╭─ Dataset content

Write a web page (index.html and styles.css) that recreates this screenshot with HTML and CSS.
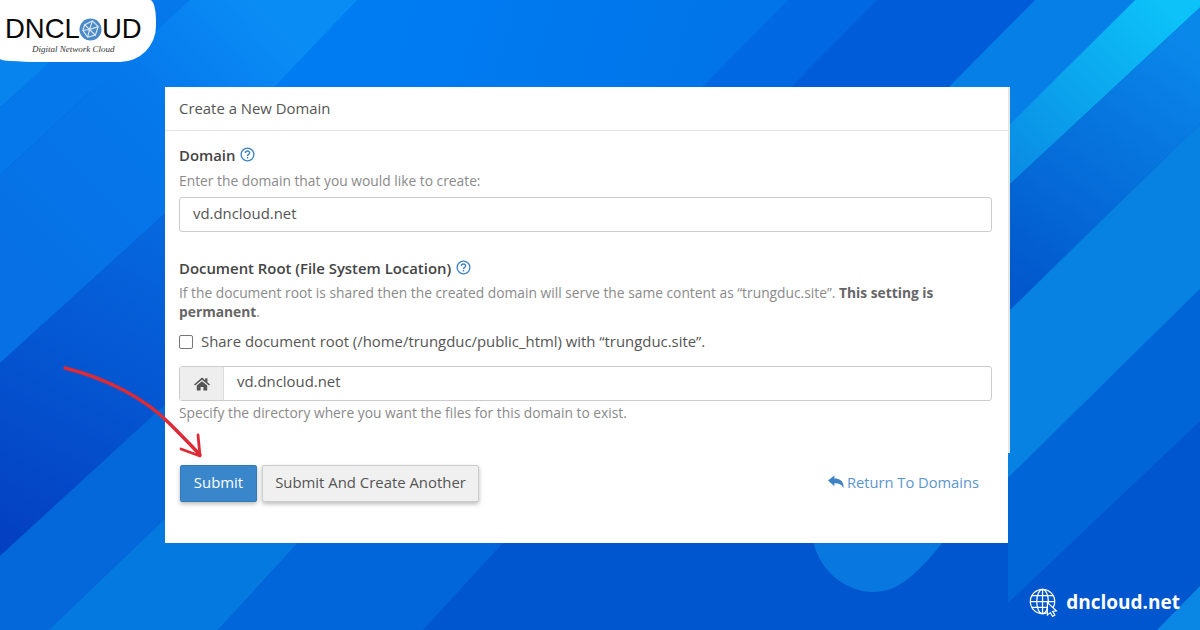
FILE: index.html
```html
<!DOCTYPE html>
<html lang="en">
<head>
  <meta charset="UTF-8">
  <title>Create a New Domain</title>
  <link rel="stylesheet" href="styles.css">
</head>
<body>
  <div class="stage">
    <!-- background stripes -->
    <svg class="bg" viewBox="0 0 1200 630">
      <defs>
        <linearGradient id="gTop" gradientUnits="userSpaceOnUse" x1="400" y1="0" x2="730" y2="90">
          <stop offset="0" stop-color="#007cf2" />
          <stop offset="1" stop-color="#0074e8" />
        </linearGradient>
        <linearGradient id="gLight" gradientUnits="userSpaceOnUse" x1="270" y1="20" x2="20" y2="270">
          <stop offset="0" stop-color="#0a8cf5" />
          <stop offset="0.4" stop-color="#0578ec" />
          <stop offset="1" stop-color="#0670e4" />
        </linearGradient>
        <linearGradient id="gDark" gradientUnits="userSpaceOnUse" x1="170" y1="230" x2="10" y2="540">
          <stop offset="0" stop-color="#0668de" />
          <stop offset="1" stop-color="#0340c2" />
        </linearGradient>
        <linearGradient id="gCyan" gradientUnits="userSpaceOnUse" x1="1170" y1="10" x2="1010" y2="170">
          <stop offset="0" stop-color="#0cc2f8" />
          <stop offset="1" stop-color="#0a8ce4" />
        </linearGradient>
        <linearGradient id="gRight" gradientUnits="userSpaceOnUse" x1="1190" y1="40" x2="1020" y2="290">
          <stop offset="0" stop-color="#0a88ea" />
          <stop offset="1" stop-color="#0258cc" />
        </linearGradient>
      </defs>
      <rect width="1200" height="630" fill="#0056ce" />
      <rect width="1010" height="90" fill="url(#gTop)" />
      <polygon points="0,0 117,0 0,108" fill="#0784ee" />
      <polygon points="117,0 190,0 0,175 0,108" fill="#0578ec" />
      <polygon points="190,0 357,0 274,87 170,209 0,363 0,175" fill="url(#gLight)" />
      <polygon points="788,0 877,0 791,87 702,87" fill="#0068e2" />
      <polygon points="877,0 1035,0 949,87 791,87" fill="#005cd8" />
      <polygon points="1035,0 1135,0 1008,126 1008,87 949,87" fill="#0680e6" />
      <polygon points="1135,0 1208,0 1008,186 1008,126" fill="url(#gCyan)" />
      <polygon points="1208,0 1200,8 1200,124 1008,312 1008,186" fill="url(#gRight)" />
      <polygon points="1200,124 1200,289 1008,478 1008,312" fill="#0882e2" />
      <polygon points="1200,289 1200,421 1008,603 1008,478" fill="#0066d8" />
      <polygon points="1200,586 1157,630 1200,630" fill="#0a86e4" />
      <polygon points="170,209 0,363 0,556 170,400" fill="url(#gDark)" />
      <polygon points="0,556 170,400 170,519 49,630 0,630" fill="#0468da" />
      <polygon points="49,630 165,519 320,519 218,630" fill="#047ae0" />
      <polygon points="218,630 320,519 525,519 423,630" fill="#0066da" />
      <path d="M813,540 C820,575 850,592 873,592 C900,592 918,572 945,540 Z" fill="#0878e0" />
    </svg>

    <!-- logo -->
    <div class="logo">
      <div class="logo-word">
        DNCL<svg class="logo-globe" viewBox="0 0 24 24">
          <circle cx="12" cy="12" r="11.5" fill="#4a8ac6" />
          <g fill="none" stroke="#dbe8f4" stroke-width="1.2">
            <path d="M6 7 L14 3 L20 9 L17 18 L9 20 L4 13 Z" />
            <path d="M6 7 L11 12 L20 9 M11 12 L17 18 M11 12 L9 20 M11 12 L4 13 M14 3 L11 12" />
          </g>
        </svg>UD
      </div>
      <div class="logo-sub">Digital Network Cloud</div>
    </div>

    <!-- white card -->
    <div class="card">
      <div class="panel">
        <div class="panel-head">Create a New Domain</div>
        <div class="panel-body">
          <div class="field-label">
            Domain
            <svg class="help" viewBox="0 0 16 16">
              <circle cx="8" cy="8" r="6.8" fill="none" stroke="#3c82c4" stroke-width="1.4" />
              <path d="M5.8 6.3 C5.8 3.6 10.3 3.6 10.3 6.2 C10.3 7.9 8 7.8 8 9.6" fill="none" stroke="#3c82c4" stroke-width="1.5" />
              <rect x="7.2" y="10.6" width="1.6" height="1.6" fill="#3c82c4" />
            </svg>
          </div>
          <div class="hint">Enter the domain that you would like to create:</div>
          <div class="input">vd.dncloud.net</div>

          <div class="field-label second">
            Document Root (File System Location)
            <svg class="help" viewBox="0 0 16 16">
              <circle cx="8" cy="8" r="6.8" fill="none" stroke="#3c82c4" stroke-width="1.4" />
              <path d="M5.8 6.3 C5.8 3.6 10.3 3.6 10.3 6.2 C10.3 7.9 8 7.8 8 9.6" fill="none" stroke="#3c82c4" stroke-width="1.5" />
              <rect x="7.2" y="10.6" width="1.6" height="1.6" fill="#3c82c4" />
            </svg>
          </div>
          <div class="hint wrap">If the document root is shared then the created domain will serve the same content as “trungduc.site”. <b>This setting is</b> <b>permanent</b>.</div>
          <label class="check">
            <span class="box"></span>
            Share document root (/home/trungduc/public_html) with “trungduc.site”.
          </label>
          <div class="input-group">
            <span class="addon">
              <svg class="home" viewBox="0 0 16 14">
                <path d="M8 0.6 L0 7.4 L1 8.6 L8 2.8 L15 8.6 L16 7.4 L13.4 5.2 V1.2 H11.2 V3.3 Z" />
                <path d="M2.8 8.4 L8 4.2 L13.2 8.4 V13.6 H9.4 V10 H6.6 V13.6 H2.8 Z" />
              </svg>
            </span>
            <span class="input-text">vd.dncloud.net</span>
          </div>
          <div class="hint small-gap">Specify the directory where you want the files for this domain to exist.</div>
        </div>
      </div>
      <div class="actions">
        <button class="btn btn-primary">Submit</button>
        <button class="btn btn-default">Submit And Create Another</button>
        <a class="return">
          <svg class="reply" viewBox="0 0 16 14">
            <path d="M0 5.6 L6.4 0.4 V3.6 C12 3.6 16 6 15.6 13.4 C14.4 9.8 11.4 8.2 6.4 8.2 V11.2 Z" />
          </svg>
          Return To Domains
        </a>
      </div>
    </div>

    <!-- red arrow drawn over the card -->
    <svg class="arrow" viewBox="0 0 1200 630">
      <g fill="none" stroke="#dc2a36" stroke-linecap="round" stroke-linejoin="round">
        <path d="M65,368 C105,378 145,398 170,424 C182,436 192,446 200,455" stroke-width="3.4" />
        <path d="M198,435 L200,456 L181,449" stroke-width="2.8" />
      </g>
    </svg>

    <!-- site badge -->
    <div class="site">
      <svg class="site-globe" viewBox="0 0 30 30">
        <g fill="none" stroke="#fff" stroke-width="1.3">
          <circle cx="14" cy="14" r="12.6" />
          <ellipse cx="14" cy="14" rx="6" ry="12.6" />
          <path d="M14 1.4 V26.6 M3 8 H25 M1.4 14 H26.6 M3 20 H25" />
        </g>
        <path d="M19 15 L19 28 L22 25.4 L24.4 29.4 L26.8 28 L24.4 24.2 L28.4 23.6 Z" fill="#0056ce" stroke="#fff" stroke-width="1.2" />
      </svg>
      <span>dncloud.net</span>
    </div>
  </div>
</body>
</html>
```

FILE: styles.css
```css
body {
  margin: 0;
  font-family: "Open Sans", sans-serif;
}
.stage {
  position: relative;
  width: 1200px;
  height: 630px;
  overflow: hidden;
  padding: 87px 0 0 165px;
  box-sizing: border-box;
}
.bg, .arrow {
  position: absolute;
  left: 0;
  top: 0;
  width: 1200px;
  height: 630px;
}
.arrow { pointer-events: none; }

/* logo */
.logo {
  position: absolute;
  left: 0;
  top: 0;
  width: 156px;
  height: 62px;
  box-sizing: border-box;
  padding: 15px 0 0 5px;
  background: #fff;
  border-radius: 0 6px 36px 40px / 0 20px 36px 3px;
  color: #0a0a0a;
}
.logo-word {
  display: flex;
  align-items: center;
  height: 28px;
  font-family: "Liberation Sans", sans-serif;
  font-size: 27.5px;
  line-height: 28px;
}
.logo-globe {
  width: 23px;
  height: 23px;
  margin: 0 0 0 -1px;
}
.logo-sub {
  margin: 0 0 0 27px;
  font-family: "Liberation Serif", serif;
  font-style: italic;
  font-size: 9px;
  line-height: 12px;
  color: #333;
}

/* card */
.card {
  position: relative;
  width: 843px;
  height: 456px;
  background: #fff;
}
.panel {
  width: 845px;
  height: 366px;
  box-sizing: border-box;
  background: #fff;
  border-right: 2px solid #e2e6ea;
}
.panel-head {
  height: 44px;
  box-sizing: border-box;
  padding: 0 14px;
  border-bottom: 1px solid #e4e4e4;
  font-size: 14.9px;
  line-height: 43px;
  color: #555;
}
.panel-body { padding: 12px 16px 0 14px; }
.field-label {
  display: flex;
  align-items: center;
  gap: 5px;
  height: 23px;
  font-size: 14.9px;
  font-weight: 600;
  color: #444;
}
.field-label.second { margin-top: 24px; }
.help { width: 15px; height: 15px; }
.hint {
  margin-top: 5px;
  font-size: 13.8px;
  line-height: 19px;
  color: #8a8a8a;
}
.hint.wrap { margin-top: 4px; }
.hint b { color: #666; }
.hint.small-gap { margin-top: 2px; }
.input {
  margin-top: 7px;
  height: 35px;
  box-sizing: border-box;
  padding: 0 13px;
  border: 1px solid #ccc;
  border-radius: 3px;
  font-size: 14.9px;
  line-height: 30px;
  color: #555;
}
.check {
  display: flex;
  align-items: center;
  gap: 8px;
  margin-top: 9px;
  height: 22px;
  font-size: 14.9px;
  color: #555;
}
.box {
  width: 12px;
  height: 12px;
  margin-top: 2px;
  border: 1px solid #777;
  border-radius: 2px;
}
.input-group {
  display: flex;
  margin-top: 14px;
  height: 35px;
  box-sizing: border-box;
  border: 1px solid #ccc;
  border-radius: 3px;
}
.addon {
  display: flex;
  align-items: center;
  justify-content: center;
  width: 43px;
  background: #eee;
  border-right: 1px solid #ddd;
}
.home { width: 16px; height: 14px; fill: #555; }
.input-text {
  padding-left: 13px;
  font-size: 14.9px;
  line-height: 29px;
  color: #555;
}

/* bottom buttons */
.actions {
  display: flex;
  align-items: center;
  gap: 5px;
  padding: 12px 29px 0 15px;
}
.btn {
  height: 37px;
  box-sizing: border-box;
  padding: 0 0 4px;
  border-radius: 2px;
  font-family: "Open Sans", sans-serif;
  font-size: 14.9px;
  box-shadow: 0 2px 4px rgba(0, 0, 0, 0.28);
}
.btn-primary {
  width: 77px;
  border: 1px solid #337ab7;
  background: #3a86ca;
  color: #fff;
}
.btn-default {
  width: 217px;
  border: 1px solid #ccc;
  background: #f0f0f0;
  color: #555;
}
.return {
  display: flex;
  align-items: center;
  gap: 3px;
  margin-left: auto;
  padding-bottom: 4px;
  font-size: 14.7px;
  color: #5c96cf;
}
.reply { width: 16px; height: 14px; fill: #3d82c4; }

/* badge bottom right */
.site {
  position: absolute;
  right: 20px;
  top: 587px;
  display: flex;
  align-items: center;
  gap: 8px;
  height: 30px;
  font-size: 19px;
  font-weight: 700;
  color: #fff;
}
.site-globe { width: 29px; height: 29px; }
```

╰─

# [What you should do]
Of the lines above, how many contain the string "styles"? Only the number is required.

# [Reply]
3